§ **Goal of the exercise**: Look through the listing for the word "page". Copy each line that has it.

§ **The records**:
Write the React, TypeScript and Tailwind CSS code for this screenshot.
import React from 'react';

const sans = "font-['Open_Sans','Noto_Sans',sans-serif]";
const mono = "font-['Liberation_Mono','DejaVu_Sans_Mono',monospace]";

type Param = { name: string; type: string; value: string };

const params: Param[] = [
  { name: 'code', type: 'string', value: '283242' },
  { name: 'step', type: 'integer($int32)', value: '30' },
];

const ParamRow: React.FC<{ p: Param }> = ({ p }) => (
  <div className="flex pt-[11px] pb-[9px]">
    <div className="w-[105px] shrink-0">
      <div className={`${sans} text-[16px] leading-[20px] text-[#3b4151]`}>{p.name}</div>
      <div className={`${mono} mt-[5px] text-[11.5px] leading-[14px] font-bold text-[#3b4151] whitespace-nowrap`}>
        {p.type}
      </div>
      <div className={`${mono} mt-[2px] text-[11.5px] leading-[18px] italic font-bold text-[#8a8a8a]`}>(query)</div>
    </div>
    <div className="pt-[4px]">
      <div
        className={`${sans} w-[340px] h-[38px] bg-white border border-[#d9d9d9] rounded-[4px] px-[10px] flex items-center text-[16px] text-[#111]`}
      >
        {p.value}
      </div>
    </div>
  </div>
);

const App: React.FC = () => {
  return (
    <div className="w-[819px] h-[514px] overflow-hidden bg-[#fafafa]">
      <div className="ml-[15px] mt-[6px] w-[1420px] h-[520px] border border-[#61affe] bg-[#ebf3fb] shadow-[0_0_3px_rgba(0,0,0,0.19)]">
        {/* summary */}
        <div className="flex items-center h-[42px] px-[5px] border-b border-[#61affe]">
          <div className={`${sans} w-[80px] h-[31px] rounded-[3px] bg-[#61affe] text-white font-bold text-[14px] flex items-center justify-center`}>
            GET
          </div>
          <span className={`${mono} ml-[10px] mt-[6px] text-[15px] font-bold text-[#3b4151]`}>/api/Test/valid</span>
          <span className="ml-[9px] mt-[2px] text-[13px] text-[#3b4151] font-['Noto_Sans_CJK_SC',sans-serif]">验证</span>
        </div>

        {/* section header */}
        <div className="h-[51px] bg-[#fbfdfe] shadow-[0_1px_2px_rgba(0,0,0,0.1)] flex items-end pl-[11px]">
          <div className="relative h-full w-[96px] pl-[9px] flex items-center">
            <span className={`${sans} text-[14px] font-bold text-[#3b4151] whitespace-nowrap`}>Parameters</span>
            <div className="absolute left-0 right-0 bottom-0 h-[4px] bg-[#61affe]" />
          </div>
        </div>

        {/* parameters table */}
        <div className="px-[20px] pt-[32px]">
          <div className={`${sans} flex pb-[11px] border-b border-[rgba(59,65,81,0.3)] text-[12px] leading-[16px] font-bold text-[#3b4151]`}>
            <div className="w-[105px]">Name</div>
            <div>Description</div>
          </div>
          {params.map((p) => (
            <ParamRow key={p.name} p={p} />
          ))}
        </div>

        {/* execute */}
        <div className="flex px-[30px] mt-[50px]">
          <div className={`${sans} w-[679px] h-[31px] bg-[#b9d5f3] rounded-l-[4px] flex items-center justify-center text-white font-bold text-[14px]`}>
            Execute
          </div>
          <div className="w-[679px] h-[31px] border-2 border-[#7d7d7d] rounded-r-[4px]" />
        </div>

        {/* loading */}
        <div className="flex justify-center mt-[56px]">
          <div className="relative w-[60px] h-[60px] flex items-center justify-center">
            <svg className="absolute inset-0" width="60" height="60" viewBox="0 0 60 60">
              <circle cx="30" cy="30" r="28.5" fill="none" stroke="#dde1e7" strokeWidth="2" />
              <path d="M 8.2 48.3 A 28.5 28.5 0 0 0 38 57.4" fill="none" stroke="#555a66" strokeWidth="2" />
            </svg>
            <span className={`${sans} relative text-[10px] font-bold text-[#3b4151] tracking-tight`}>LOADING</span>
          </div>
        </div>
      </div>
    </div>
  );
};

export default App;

--

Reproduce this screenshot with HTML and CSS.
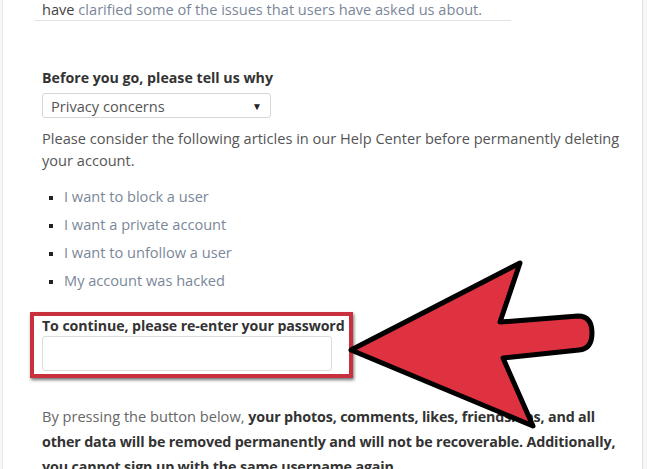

==

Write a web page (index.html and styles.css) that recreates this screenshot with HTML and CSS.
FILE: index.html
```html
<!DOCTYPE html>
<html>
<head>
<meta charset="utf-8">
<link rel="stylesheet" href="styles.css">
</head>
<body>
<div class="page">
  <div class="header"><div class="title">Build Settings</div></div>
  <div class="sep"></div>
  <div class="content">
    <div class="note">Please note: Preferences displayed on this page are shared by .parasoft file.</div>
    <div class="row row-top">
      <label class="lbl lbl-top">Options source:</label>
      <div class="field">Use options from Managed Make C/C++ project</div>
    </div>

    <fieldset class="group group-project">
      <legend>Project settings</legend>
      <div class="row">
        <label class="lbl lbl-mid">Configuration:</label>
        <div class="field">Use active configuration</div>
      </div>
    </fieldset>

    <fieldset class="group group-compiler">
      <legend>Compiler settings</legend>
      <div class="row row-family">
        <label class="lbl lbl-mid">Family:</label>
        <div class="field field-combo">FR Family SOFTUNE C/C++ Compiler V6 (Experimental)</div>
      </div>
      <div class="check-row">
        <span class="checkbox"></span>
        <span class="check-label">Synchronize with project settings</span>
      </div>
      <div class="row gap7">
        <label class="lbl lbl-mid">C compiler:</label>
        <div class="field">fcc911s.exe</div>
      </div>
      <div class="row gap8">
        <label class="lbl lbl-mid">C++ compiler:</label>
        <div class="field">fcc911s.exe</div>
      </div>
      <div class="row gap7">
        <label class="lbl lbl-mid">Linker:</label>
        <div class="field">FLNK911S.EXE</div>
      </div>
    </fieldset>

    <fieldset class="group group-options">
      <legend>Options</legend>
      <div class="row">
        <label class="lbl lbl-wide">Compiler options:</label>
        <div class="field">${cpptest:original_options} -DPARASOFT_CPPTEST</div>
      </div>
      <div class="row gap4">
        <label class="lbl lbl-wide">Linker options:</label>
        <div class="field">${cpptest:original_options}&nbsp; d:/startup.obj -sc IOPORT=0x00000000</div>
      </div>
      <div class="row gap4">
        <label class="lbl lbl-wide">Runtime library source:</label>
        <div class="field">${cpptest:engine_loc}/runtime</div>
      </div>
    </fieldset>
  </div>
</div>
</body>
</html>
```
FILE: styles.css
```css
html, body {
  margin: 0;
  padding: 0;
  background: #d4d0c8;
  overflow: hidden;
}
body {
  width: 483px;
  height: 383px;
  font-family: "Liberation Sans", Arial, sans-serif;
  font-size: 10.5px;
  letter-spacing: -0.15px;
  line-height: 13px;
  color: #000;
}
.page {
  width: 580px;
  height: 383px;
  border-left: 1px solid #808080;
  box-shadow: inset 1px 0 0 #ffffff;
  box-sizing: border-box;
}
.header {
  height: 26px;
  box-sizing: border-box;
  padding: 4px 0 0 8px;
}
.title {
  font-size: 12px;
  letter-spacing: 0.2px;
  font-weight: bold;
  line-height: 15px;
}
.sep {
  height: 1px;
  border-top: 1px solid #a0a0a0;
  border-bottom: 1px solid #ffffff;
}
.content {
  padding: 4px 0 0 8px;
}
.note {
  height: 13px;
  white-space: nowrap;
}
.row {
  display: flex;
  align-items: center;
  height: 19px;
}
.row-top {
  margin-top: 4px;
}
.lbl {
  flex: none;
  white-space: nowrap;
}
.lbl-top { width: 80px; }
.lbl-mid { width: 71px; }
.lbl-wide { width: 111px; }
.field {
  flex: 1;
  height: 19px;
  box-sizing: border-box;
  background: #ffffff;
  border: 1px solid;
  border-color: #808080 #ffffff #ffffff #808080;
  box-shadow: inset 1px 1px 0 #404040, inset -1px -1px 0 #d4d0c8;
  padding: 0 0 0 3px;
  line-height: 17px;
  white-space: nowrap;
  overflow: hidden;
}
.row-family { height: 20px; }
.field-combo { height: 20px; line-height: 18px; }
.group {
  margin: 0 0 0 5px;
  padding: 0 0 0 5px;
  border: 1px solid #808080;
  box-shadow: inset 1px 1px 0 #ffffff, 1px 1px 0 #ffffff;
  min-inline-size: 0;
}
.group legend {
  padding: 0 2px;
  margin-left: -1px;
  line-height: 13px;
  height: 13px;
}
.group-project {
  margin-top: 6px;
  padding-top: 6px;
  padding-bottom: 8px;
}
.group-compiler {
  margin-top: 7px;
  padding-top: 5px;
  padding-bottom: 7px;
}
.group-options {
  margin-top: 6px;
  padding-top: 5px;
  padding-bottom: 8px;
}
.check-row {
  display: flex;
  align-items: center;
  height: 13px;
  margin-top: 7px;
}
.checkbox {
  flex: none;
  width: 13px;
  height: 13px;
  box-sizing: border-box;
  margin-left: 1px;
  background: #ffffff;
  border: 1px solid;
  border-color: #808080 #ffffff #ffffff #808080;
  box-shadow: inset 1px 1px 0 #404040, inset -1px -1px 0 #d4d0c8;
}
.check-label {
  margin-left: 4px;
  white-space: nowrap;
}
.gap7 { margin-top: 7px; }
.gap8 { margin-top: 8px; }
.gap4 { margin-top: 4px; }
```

§ **Result for this task**:
Write a web page (index.html and styles.css) that recreates this screenshot with HTML and CSS.
<div class="page">
    <div class="note">Please note: Preferences displayed on this page are shared by .parasoft file.</div>
.page {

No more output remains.